Dubois had battled her way through glass ceilings in academia and government. She had no illusions, but she recognized an opportunity when she saw one.

“They’ll have no choice but to accept our recommendation,” she said, with one eye on the news reporters sitting in their own section of the big auditorium. “We represent the only uninterested, unbiased group in the country. We speak for science, for the betterment of the human race. Who else has been actively working to find extraterrestrial intelligence for all these many years?”

To her credit, Dubois had worked out a protocol with the International Astronomical Union, after two days of frantic, frenzied negotiations. Each member nation’s astronomers would decide on a question, then the Union’s executive committee—of which she was chair this year—would vote on the various suggestions.

By noon, she told herself, we’ll present The Question we’ve chosen to the leaders of every government on Earth. And to the news media, of course. The politicians will have to accept our choice. There’ll only be about seven hours left before the deadline falls.

She had tried to keep this meeting as small as possible, yet by the time every committee within the astronomy branch of NSF had been notified, several hundred men and women had hurried to Washington to participate. Each of them had her or his own idea of what The Question should be.

Dubois knew what she wanted to ask: What was the state of the universe before the Big Bang? She had never been able to accept the concept that all the matter and energy of the universe originated out of quantum fluctuations in the vacuum. Even if that was right, it meant that a vacuum existed before the Big Bang, and where did that come from?

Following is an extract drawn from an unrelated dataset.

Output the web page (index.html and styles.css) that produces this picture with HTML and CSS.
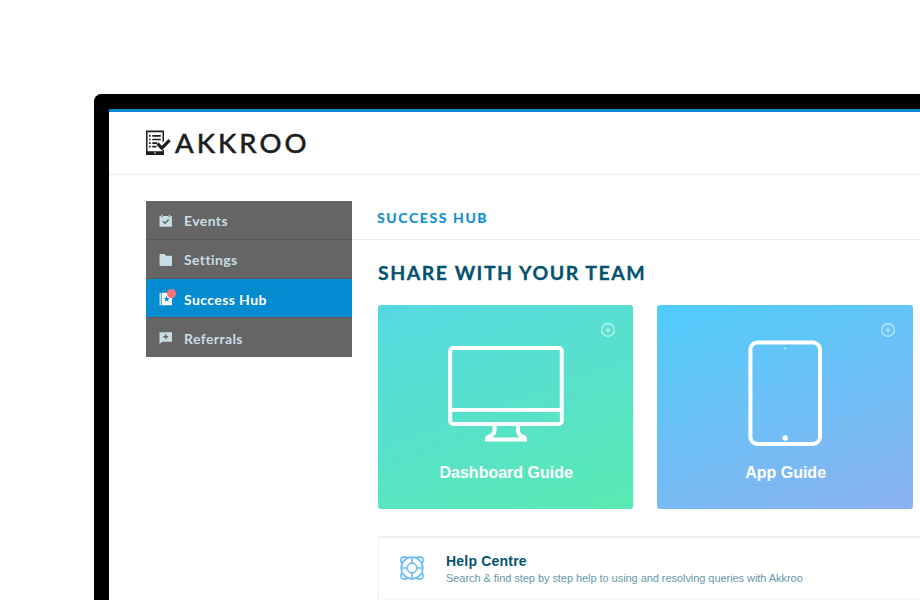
FILE: index.html
```
<!DOCTYPE html>
<html lang="en">
<head>
<meta charset="utf-8">
<title>Akkroo</title>
<link rel="stylesheet" href="styles.css">
</head>
<body>
<div class="device">
  <header class="header">
    <svg class="logo-mark" viewBox="0 0 25 26">
      <path fill="#1d1d1b" fill-rule="evenodd" d="M0 .5h18v10.500l-1.500 1.500V2.300h-15v18.900h15V20H18v5H0zM8 22.400v1.200h1.800v-1.200z"/>
      <path fill="none" stroke="#1d1d1b" stroke-width="1.700" d="M3 5.900h1.700M6.300 5.900h8.500M3 9.500h1.700M6.300 9.500h8.500M3 13.100h1.700M6.300 13.100h5M3 16.700h1.700M6.300 16.700h4"/>
      <path fill="none" stroke="#1d1d1b" stroke-width="3.200" d="M11.600 13.700l4.200 4.400 7.800-8"/>
    </svg>
    <span class="logo-text">AKKROO</span>
  </header>
  <div class="body">
    <nav class="nav">
      <a class="item">
        <svg class="icon" viewBox="0 0 14 14"><path fill="#c7dde6" d="M.5 2h1.500v1.300h1.900V2h5.600v1.300h1.900V2h1.500v10.800H.5zM2.300.7h1.200v1.900H2.300zM9.900.7h1.200v1.900H9.900z"/><path fill="none" stroke="#656565" stroke-width="1.500" d="M4 7.300l2 2 3.700-3.700"/></svg>
        <span>Events</span>
      </a>
      <a class="item">
        <svg class="icon" viewBox="0 0 14 14"><path fill="#c7dde6" d="M.5 2q0-1 1-1h4l1.400 1.700H12q1 0 1 1V12q0 1-1 1H1.500q-1 0-1-1z"/></svg>
        <span>Settings</span>
      </a>
      <a class="item active">
        <svg class="icon" viewBox="0 0 14 14"><path fill="#fff" d="M.6.8h1.200v12.400H.6zM2.700.8H13v12.400H2.700z"/><path fill="#058bd0" d="M7.700 3.800l.9 2.100 2.200.2-1.700 1.500.5 2.200-1.900-1.200-1.900 1.200.5-2.200-1.700-1.500 2.200-.2z"/></svg>
        <i class="dot"></i>
        <span>Success Hub</span>
      </a>
      <a class="item">
        <svg class="icon" viewBox="0 0 14 14"><path fill="#c7dde6" d="M.5 1.300H13v9.400H3.300L.5 13.200z"/><path stroke="#656565" stroke-width="1.400" d="M6.700 3.300v5M4.200 5.800h5"/></svg>
        <span>Referrals</span>
      </a>
    </nav>
    <main class="main">
      <div class="crumb"><span>SUCCESS HUB</span></div>
      <h1 class="title">SHARE WITH YOUR TEAM</h1>
      <div class="cards">
        <section class="card green">
          <svg class="plus" viewBox="0 0 16 16"><circle cx="8" cy="8" r="6.300"/><path d="M8 5.300v5.400M5.300 8h5.400"/></svg>
          <svg class="art" viewBox="0 0 120 110"><rect x="4.200" y="6" width="111.600" height="76" rx="3"/><path d="M4 68h112M48.500 82v6c0 4.500-3 6-6 7q-1.500.4-1.500 2.600h38q0-2.200-1.500-2.600c-3-.8-5.500-2.500-5.500-7v-6"/></svg>
          <h2>Dashboard Guide</h2>
        </section>
        <section class="card blue">
          <svg class="plus" viewBox="0 0 16 16"><circle cx="8" cy="8" r="6.300"/><path d="M8 5.300v5.400M5.300 8h5.400"/></svg>
          <svg class="art" viewBox="0 0 120 110"><rect x="25.400" y=".5" width="69.600" height="101.500" rx="7"/><circle class="fill" cx="60.200" cy="6.300" r=".9"/><circle class="fill" cx="60.200" cy="96" r="2.700"/></svg>
          <h2>App Guide</h2>
        </section>
      </div>
      <section class="help">
        <svg class="ring" viewBox="0 0 24 24"><circle cx="12" cy="12" r="10.800"/><circle cx="12" cy="12" r="4.800"/><path d="M12 1.200v6M12 16.800v6M1.200 12h6M16.800 12h6M8 1.900L4.500.9Q.9.900.9 4.500L1.900 8M16 1.900l3.500-1q3.600 0 3.600 3.600l-1 3.500M8 22.100l-3.500 1Q.9 23.100.9 19.500l1-3.500M16 22.100l3.500 1q3.600 0 3.600-3.600l-1-3.500"/></svg>
        <div>
          <h3>Help Centre</h3>
          <p>Search &amp; find step by step help to using and resolving queries with Akkroo</p>
        </div>
      </section>
    </main>
  </div>
</div>
</body>
</html>
```
FILE: styles.css
```
* { box-sizing: border-box; }
html, body { margin: 0; height: 600px; overflow: hidden; background: #fff; }
body { padding: 94px 0 0 94px; font-family: Lato, "Liberation Sans", sans-serif; }
h1, h2, h3, p { margin: 0; white-space: nowrap; }
.device { height: 506px; border: solid #000; border-width: 15px 0 0 15px; border-radius: 8px 0 0 0; background: #fff; }
.header { height: 66px; border-top: 3px solid #058bd0; border-bottom: 1px solid #ebebeb; padding: 0 0 0 37px; display: flex; align-items: center; }
.logo-mark { width: 25px; height: 26px; display: block; }
.logo-text { margin-left: 4px; font-size: 27.500px; line-height: 34px; letter-spacing: 3.100px; color: #1d1d1b; -webkit-text-stroke: .6px #1d1d1b; }
.body { display: flex; padding: 26px 0 0 37px; }
.nav { width: 206px; height: 156px; flex: none; background: #656565; }
.item { position: relative; display: flex; align-items: center; height: 39px; padding: 1px 0 0 13px; border-bottom: 1px solid #5a5a5a; color: #c7dde6; font-size: 14px; font-weight: 700; letter-spacing: .4px; }
.item:last-child { border-bottom: 0; }
.active { background: #058bd0; color: #fff; padding-top: 2px; }
.icon { width: 14px; height: 14px; margin-right: 11px; }
.dot { position: absolute; left: 21px; top: 10px; width: 9px; height: 9px; border-radius: 50%; background: #fb7377; }
.main { flex: 1; min-width: 0; }
.crumb { height: 39px; padding: 8px 0 0 25px; border-bottom: 1px solid #ebebeb; color: #0f8fd1; font-size: 14px; line-height: 17px; font-weight: 700; letter-spacing: 1.600px; -webkit-text-stroke: .2px #0f8fd1; }
.title { margin: 20px 0 0 26px; color: #03536f; font-size: 19.500px; line-height: 26px; font-weight: 700; letter-spacing: 1.500px; -webkit-text-stroke: .3px #03536f; }
.cards { display: flex; gap: 24px; margin: 19px 0 0 26px; }
.card { position: relative; flex: none; width: 255.400px; height: 204px; padding-top: 37px; border-radius: 3px; display: flex; flex-direction: column; align-items: center; }
.green { background: linear-gradient(160deg, #55d9e2, #59eab2); }
.blue { background: linear-gradient(160deg, #50cdfb, #8bb1f1); }
.plus { position: absolute; right: 17px; top: 17px; width: 16px; height: 16px; fill: none; stroke: #fff; stroke-width: 1.700; opacity: .5; }
.art { width: 120px; height: 110px; overflow: visible; fill: none; stroke: #fff; stroke-width: 4; }
.art .fill { fill: #fff; stroke: none; }
.card h2 { margin: 10px 0 0 1px; color: #fff; font: 700 16px/22px "Liberation Sans", sans-serif; }
.help { display: flex; margin: 27px 0 0 26px; height: 64px; padding: 16px 0 0 21px; border: 1px solid #eee; border-width: 2px 0 1px 1px; border-bottom-color: #f6f6f6; border-radius: 3px 0 0 0; }
.ring { width: 24px; height: 24px; margin: 2px 22px 0 0; overflow: visible; fill: none; stroke: #6bbcf2; stroke-width: 1.700; }
.help h3 { color: #03536f; font: 700 14px/14px "Liberation Sans", sans-serif; letter-spacing: .2px; }
.help p { margin-top: 4px; color: #6498aa; font: 11px/13px "Liberation Sans", sans-serif; letter-spacing: -.055px; }
```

So patiently, tirelessly, she tried to lead the several hundred astronomers toward a consensus on The Question. Within two hours she gave up trying to get her question accepted; within four hours she was despairing of reaching any agreement at all.

Brian Martinson sat in a back row of the auditorium, watching his colleagues wrangle like lawyers. No, worse, he thought. They’re behaving like cosmologists!

An observational astronomer who believed in hard data, Martinson had always considered cosmologists to be theologians of astronomy. They took a pinch of observational data and added tons of speculation, carefully disguised as mathematical formulations. Every time a new observation was made, the cosmologists invented seventeen new explanations for it—most of them contradicting one another.

He sighed. This is getting us no place. There won’t be an agreement here, any more than there was one in the Oval Office, five days ago. He peered at his wristwatch, then pushed himself out of the chair.

The man sitting next to him asked, “You’re leaving? Now?”

“Got to,” Martinson explained over the noise of rancorous shouting. “I’ve got an Air Force jet waiting to take me to Arecibo.”

“Oh?”

“I’m supposed to be supervising the big dish when we ask The Question.” Martinson looked around at his red-faced, flustered colleagues, then added, “If we ever come to an agreement on what it should be.”

 

THE DICTATOR

 

“Arecibo is only a few hours from here, by jet transport,” the dictator repeated, staring out the ceiling-high windows of his office at the troops assembled on the plaza below. “Our paratroops can get there and seize the radio telescope facility well before eighteen hundred hours.”

His minister of foreign affairs, a career diplomat who had survived four coups d’etat and two revolutions by the simple expedient of agreeing with whichever clique seized power, cast a dubious eye at his latest Maximum Leader.

“A military attack on Puerto Rico is an attack on the United States,” he said, as mildly as he could, considering the wretched state of his stomach.

The dictator turned to glare at him. “So?”

“The Yankees will not let an attack on their territory go unanswered. They will strike back at us.”

The dictator toyed with his luxuriant moustache, a maneuver he used whenever he wanted to hide inner misgivings. At last he laughed and said, “What can the gringos do, once I have asked the Question?”